Sleeping bag washing kit.

Sleeping bag washing kit.

A scary place for a down bag!

A scary place for a down bag!

I washed it with my special down detergent, then ran it through a 2nd cycle with no detergent to be sure all the soap was out. After it came out of the wash, I sprayed it down with the water-resistant spray (hands shaking) and gently placed it in the dryer with 12 clean tennis balls. I dropped my quarters in, took a deep breath and started the machine up. It tumbled and dropped, tumbled and dropped, and I probably watched it for a full 2 minutes to make sure it wasn’t sticking to the drum or something weird.

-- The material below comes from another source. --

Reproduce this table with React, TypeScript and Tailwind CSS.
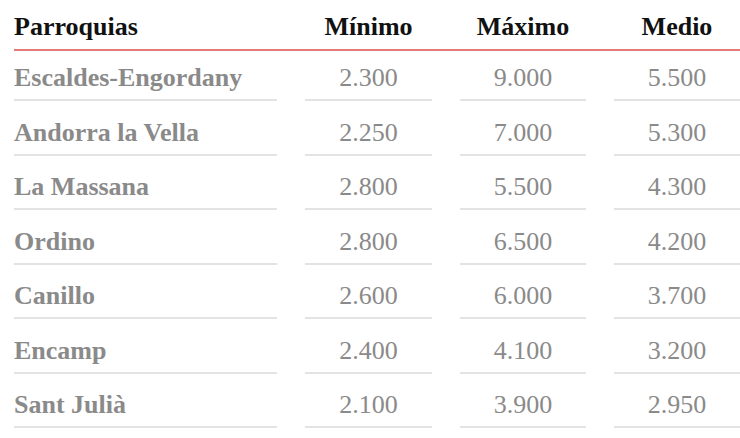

After about an hour, it was super-poofy, dry and looked like new again. Whew! Mission accomplished! And I only had to chase one tennis ball across the Laundromat floor! Bonus!

I woke up the next morning feeling brave, so I laid it on my kitchen floor, grabbed a glass of water and dumped it on the bag. It pooled up right in the center, and the splashing beaded right off the bag onto the floor. I absorbed the pool of water up with some paper towel and guess what? The bag wasn’t wet at all! The water didn’t seep through – at all! I was back in business, baby!

It repels! It repels!

It repels! It repels!

Adam the sleeping bag lives on for yet another epic trip! Let’s go to the PCT!